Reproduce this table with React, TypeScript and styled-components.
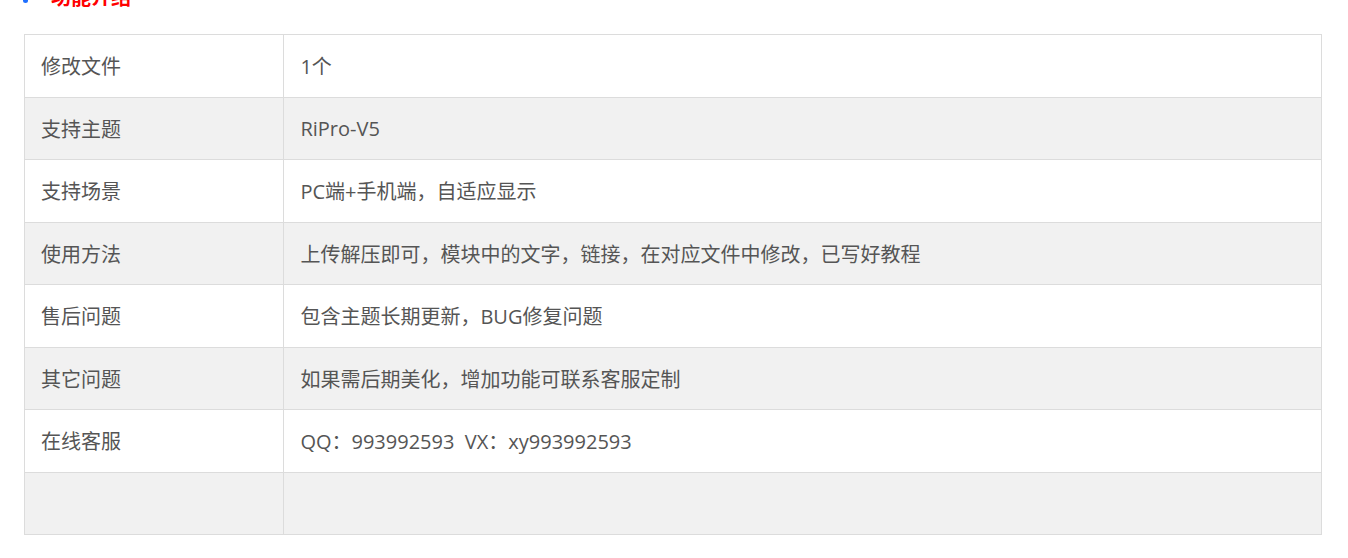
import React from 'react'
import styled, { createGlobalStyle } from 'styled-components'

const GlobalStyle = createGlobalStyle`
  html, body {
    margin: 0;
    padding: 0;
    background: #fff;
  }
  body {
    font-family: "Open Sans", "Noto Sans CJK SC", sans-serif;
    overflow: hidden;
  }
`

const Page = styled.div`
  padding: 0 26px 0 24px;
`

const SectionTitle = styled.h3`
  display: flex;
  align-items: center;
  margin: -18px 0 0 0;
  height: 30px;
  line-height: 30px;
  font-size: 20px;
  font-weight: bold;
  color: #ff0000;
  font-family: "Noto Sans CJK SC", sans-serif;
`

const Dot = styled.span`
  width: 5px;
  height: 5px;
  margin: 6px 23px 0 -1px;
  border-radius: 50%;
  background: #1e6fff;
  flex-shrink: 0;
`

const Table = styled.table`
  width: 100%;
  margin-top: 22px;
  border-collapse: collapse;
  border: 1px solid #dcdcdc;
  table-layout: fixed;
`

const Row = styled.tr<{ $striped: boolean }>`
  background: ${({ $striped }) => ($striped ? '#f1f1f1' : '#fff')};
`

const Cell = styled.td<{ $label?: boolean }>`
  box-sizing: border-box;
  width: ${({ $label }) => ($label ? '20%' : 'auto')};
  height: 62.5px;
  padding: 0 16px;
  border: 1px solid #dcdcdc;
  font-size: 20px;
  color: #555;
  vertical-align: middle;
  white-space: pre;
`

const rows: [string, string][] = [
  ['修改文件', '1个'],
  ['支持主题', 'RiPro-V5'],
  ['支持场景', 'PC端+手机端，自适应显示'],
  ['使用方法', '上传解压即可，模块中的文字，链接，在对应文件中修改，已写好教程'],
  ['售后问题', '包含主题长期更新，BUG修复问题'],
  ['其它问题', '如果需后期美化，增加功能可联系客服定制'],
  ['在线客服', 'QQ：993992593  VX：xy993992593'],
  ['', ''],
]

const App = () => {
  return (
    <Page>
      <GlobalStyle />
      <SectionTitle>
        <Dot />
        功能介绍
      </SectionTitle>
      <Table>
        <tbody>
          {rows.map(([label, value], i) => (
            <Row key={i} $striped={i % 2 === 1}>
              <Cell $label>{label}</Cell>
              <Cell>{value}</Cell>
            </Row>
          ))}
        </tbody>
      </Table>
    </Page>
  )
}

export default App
-=-=-
**OBJECTIVE:**
Repeat all the data as it stands, dropping any images it holds.

**ANSWER TO THIS EXERCISE:**
Reproduce this table with React, TypeScript and styled-components.
import React from 'react'
import styled, { createGlobalStyle } from 'styled-components'

const GlobalStyle = createGlobalStyle`
  html, body {
    margin: 0;
    padding: 0;
    background: #fff;
  }
  body {
    font-family: "Open Sans", "Noto Sans CJK SC", sans-serif;
    overflow: hidden;
  }
`

const Page = styled.div`
  padding: 0 26px 0 24px;
`

const SectionTitle = styled.h3`
  display: flex;
  align-items: center;
  margin: -18px 0 0 0;
  height: 30px;
  line-height: 30px;
  font-size: 20px;
  font-weight: bold;
  color: #ff0000;
  font-family: "Noto Sans CJK SC", sans-serif;
`

const Dot = styled.span`
  width: 5px;
  height: 5px;
  margin: 6px 23px 0 -1px;
  border-radius: 50%;
  background: #1e6fff;
  flex-shrink: 0;
`

const Table = styled.table`
  width: 100%;
  margin-top: 22px;
  border-collapse: collapse;
  border: 1px solid #dcdcdc;
  table-layout: fixed;
`

const Row = styled.tr<{ $striped: boolean }>`
  background: ${({ $striped }) => ($striped ? '#f1f1f1' : '#fff')};
`

const Cell = styled.td<{ $label?: boolean }>`
  box-sizing: border-box;
  width: ${({ $label }) => ($label ? '20%' : 'auto')};
  height: 62.5px;
  padding: 0 16px;
  border: 1px solid #dcdcdc;
  font-size: 20px;
  color: #555;
  vertical-align: middle;
  white-space: pre;
`

const rows: [string, string][] = [
  ['修改文件', '1个'],
  ['支持主题', 'RiPro-V5'],
  ['支持场景', 'PC端+手机端，自适应显示'],
  ['使用方法', '上传解压即可，模块中的文字，链接，在对应文件中修改，已写好教程'],
  ['售后问题', '包含主题长期更新，BUG修复问题'],
  ['其它问题', '如果需后期美化，增加功能可联系客服定制'],
  ['在线客服', 'QQ：993992593  VX：xy993992593'],
  ['', ''],
]

const App = () => {
  return (
    <Page>
      <GlobalStyle />
      <SectionTitle>
        <Dot />
        功能介绍
      </SectionTitle>
      <Table>
        <tbody>
          {rows.map(([label, value], i) => (
            <Row key={i} $striped={i % 2 === 1}>
              <Cell $label>{label}</Cell>
              <Cell>{value}</Cell>
            </Row>
          ))}
        </tbody>
      </Table>
    </Page>
  )
}

export default App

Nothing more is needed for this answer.